Use Account Plans to Improve Team Coordination

Complex deals often require help from marketing, product, legal, finance, customer success, and executives. The account plan should make those needs visible before the seller asks for urgent support. If a security review is likely, involve the right resource early. If an executive sponsor is needed, brief them with context rather than asking for a generic introduction.

Coordination improves when the plan states why each internal resource is needed and what customer decision it supports. This prevents internal teams from feeling like they are being pulled into deals without a clear purpose.

Retire or Reclassify Weak Opportunities

A good account plan can reveal that an opportunity is not ready. The business problem may be unclear, the sponsor may lack influence, the timeline may be speculative, or the required proof may be unavailable. Reclassifying that opportunity is better than forcing it through the pipeline.

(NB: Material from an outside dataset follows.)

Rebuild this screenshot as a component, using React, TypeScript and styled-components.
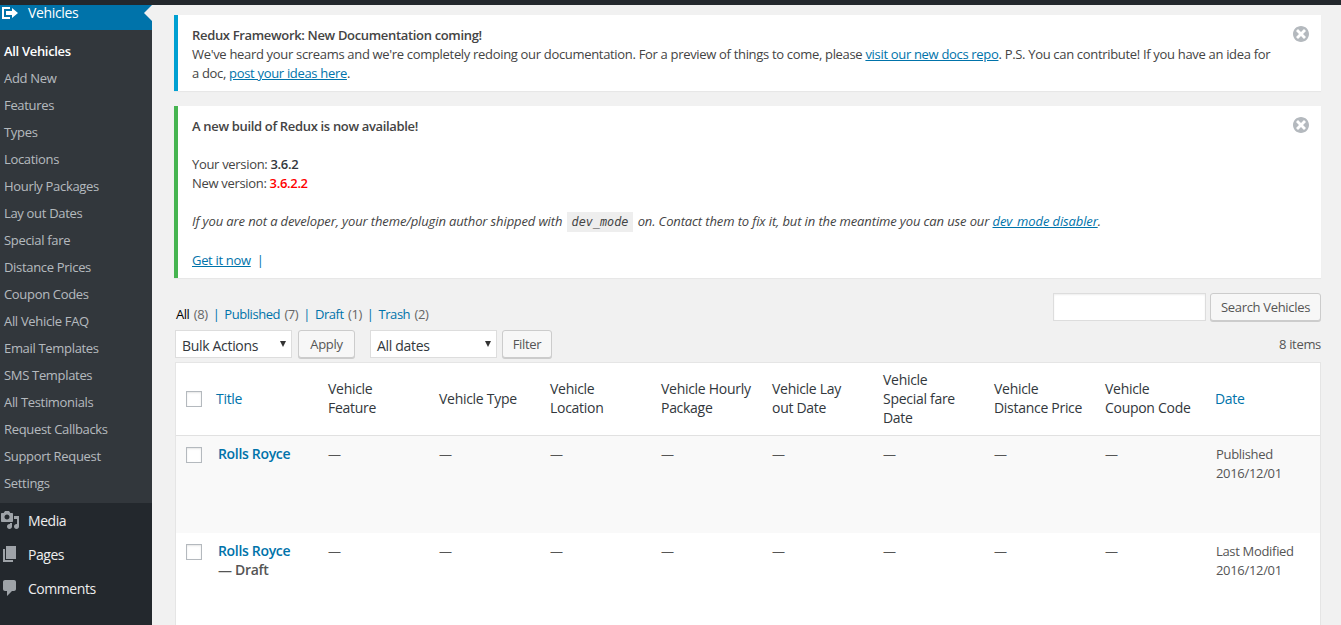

This discipline protects forecast quality and seller focus. Complex sales require patience, but patience is not the same as ignoring weak evidence. The account plan should help the team decide when to advance, nurture, pause, or disqualify.

Document the Customer’s Words

Where possible, capture the customer’s own phrasing for the problem, success criteria, and risk. Those words help internal teams avoid seller-centric assumptions. They also improve proposals because the response can mirror the buyer’s stated priorities rather than defaulting to generic value statements.

Make Account Planning Useful After the Quarter

The next step is to create a concise account plan template and use it on the next five strategic opportunities. Keep it practical: business problem, stakeholders, decision process, proof needs, risks, mutual action plan, and next review date. The plan should help the team decide what to do next, not simply document what already happened.